Dataset extract:
※

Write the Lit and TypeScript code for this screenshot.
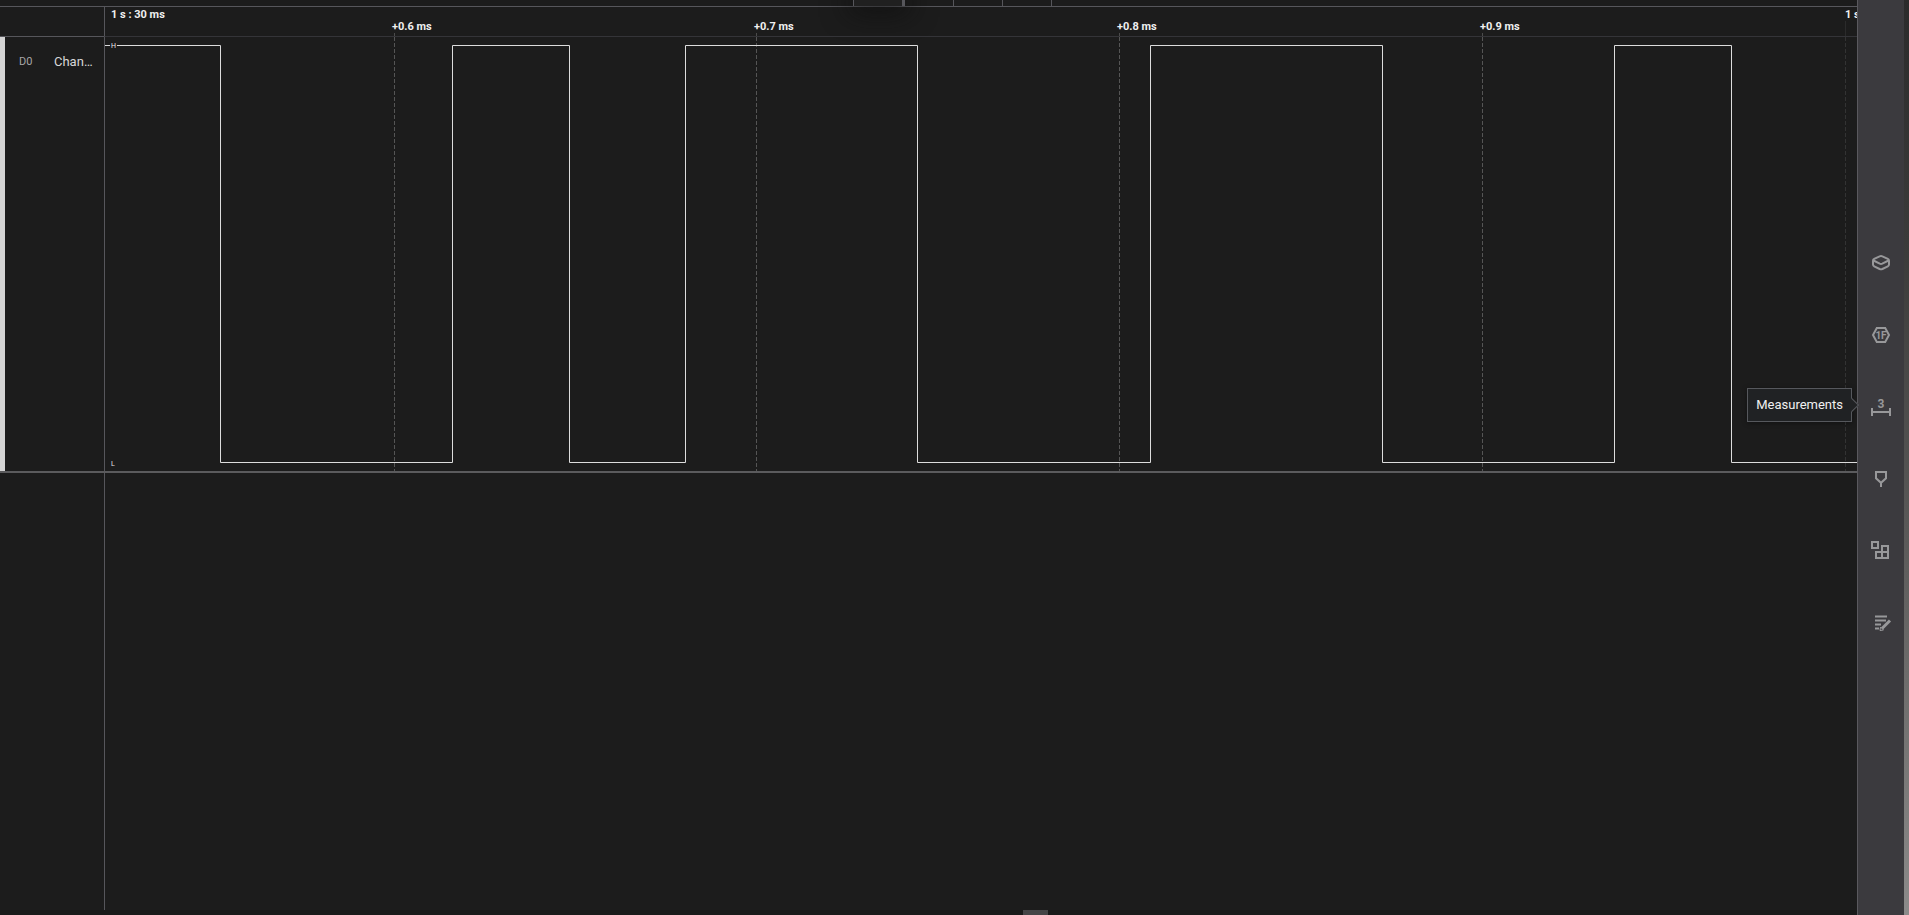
import { LitElement, html, css, svg } from "lit";
import { customElement, state } from "lit/decorators.js";

/** Width of the visible time span in plot units. */
const SPAN = 1752;
const HIGH = 8.5;
const LOW = 425.5;

/** Points in time at which the channel toggles. It starts high. */
const EDGES = [115.5, 347.5, 464.5, 580.5, 812.5, 1045.5, 1277.5, 1509.5, 1626.5];

const TICKS = [
  { at: 289, label: "+0.6 ms", major: false },
  { at: 651, label: "+0.7 ms", major: false },
  { at: 1014, label: "+0.8 ms", major: false },
  { at: 1377, label: "+0.9 ms", major: false },
  { at: 1740, label: "1 s : 31 ms", major: true },
];

const percent = (x: number) => `${(x / SPAN) * 100}%`;

const wavePath = () => {
  let level = HIGH;
  let d = `M0 ${level}`;
  for (const x of EDGES) {
    d += `H${x}`;
    level = level === HIGH ? LOW : HIGH;
    d += `V${level}`;
  }
  return `${d}H${SPAN}`;
};

const PANELS = [
  {
    name: "Devices",
    icon: svg`<path d="M10.6 5.3q1.4-.6 2.8 0l5.4 2.6q1.2.6 1.2 1.8v3.8q0 1.2-1.2 1.8l-5.4 2.7q-1.4.6-2.8 0l-5.4-2.7Q4 14.7 4 13.5V9.7q0-1.2 1.2-1.8z"/><path d="m4.5 9.5 6.2 3.2q1.3.6 2.6 0l6.2-3.2"/>`,
  },
  {
    name: "Analyzers",
    icon: svg`<path d="M7.800 5h8.400L20 12l-3.800 7H7.800L4 12z"/><text x="12" y="15.500" font-size="10">1F</text>`,
  },
  {
    name: "Measurements",
    icon: svg`<path d="M3 13v8M21 13v8M3 17h18"/><text x="12" y="13" font-size="12">3</text>`,
  },
  {
    name: "Timing markers",
    icon: svg`<path d="M7 5h10v6.2l-5 4.6-5-4.6zM12 15.5V20"/>`,
  },
  {
    name: "Extensions",
    icon: svg`<path d="M3 3h6v6H3zM7 13h6v6H7zM13 7h6v6h-6zM13 13h6v6h-6z"/>`,
  },
  {
    name: "Notes",
    icon: svg`<path d="M6 5.5h12M6 9.5h11M6 13.5h6M6 17.5h4"/><path d="M13 17.5 21 9.5" stroke-width="3"/><path d="m11.5 16 3 3-3.5.5z" stroke-width="1"/>`,
  },
];

@customElement("app-root")
export class AppRoot extends LitElement {
  @state() private hinted = "Measurements";

  static styles = css`
    :host {
      --line: #56565b;
      --ground: #1c1c1c;
      display: grid;
      grid-template-columns: minmax(0, 1fr) 47px 5px;
      height: 100vh;
      overflow: hidden;
      background: var(--ground);
      color: #f0f0f0;
      font-family: Roboto, sans-serif;
    }
    .viewer {
      display: grid;
      grid-template-columns: 104px minmax(0, 1fr);
      grid-template-rows: 7px 30px 434px 2px minmax(0, 1fr) 5px;
      min-width: 0;
    }
    .toolbar {
      grid-column: 1 / -1;
      display: flex;
      justify-content: center;
      box-sizing: border-box;
      padding-left: 48px;
      border-bottom: 1px solid var(--line);
    }
    .cell {
      box-sizing: border-box;
      width: 49px;
      border-right: 1px solid var(--line);
    }
    .cell.active {
      width: 52px;
      border-left: 1px solid var(--line);
      border-right-width: 3px;
      background: #202020;
      box-shadow: 0 0 28px 4px #0c0c0c;
    }
    .corner {
      border-bottom: 1px solid var(--line);
    }
    .ruler {
      position: relative;
      overflow: hidden;
      border-left: 1px solid var(--line);
      border-bottom: 1px solid #343438;
      font-size: 11px;
      line-height: 16px;
      font-weight: 700;
      white-space: nowrap;
    }
    .origin {
      padding-left: 6px;
    }
    .label {
      position: absolute;
      top: 12px;
      margin-left: -2px;
    }
    .label.major {
      top: 0;
      margin-left: 0;
    }
    .stem {
      position: absolute;
      bottom: 0;
      width: 1px;
      height: 3px;
      background: #4b4b4b;
    }
    .stem.major {
      height: 15px;
      background: #2b2b2b;
    }
    .channel {
      display: flex;
      align-items: flex-start;
      box-sizing: border-box;
      padding: 16px 10px 0 14px;
      border-left: 5px solid #d4d4d4;
      line-height: 18px;
    }
    .index {
      width: 35px;
      font-size: 11px;
      color: #a6a6a6;
    }
    .name {
      min-width: 0;
      flex: 1;
      overflow: hidden;
      text-overflow: ellipsis;
      white-space: nowrap;
      font-size: 13px;
      color: #d8d8d8;
    }
    .plot {
      position: relative;
      min-width: 0;
      border-left: 1px solid var(--line);
    }
    .plot svg {
      display: block;
      width: 100%;
      height: 434px;
    }
    .wave {
      fill: none;
      stroke: #dcdcdc;
      vector-effect: non-scaling-stroke;
    }
    .grid {
      stroke: #555;
      stroke-dasharray: 4 2;
      vector-effect: non-scaling-stroke;
    }
    .grid.major {
      stroke: #333;
    }
    .level {
      position: absolute;
      left: 5px;
      padding: 0 1px;
      background: var(--ground);
      opacity: 0.95;
      font-size: 7px;
      line-height: 8px;
    }
    .level.high {
      top: 5px;
    }
    .level.low {
      top: 423px;
    }
    .rule {
      grid-column: 1 / -1;
      background: #5b5b5d;
    }
    .rest {
      grid-column: 2;
      border-left: 1px solid var(--line);
    }
    .scroll {
      grid-column: 1 / -1;
      display: grid;
      grid-template-columns: 1023fr 25px 809fr;
      background: #191919;
    }
    .thumb {
      grid-column: 2;
      background: #454446;
    }
    .panels {
      display: flex;
      flex-direction: column;
      box-sizing: border-box;
      padding-top: 227px;
      border-left: 1px solid #5a595e;
      background: #3b3a3e;
    }
    .panel {
      position: relative;
      display: grid;
      place-items: center;
      height: 72px;
      padding: 0;
      border: 0;
      background: none;
      color: #98989a;
      font: inherit;
    }
    .panel svg {
      width: 24px;
      height: 24px;
      fill: none;
      stroke: currentColor;
      stroke-width: 2;
    }
    .panel text {
      fill: currentColor;
      stroke: none;
      text-anchor: middle;
      font-weight: 700;
    }
    .hint {
      position: absolute;
      right: 52px;
      top: 17px;
      padding: 8px;
      border: 1px solid #56585d;
      background: #202224;
      color: #f0f0f0;
      font-size: 13px;
      line-height: 16px;
      box-shadow: 0 1px 5px #0006;
    }
    .hint::after {
      content: "";
      position: absolute;
      right: -6px;
      top: 11px;
      width: 10px;
      height: 10px;
      box-sizing: border-box;
      border: solid #56585d;
      border-width: 1px 1px 0 0;
      background: #202224;
      transform: rotate(45deg);
    }
    .edge {
      background: linear-gradient(#2b2b2b, #3c3c3b 28%, #5a5958 58%, #8c8b8a);
    }
  `;

  render() {
    return html`
      <main class="viewer">
        <div class="toolbar">
          <div class="cell active"></div>
          <div class="cell"></div>
          <div class="cell"></div>
          <div class="cell"></div>
        </div>
        <div class="corner"></div>
        <div class="ruler">
          <div class="origin">1 s : 30 ms</div>
          ${TICKS.map(
            (t) => html`
              <span class="stem ${t.major ? "major" : ""}" style="left:${percent(t.at)}"></span>
              <span class="label ${t.major ? "major" : ""}" style="left:${percent(t.at)}">${t.label}</span>
            `
          )}
        </div>
        <div class="channel">
          <span class="index">D0</span>
          <span class="name">Channel 0</span>
        </div>
        <div class="plot">
          <svg viewBox="0 0 ${SPAN} 434" preserveAspectRatio="none" aria-hidden="true">
            ${TICKS.map(
              (t) => svg`<line class="grid ${t.major ? "major" : ""}" x1=${t.at + 0.5} x2=${t.at + 0.5} y1="0" y2="434" />`
            )}
            <path class="wave" d=${wavePath()} />
          </svg>
          <span class="level high">H</span>
          <span class="level low">L</span>
        </div>
        <div class="rule"></div>
        <div class="rest"></div>
        <div class="scroll"><div class="thumb"></div></div>
      </main>
      <nav class="panels">
        ${PANELS.map(
          (p) => html`
            <button class="panel" aria-label=${p.name} @mouseenter=${() => (this.hinted = p.name)}>
              <svg viewBox="0 0 24 24" aria-hidden="true">${p.icon}</svg>
              ${this.hinted === p.name ? html`<span class="hint" role="tooltip">${p.name}</span>` : ""}
            </button>
          `
        )}
      </nav>
      <div class="edge"></div>
    `;
  }
}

※

Copy exactly the lines running from the beginning of the listing through the line that has "1277.5, 1509.5, 1626.5];". Drop the pictures.

Write the Lit and TypeScript code for this screenshot.
import { LitElement, html, css, svg } from "lit";
import { customElement, state } from "lit/decorators.js";

/** Width of the visible time span in plot units. */
const SPAN = 1752;
const HIGH = 8.5;
const LOW = 425.5;

/** Points in time at which the channel toggles. It starts high. */
const EDGES = [115.5, 347.5, 464.5, 580.5, 812.5, 1045.5, 1277.5, 1509.5, 1626.5];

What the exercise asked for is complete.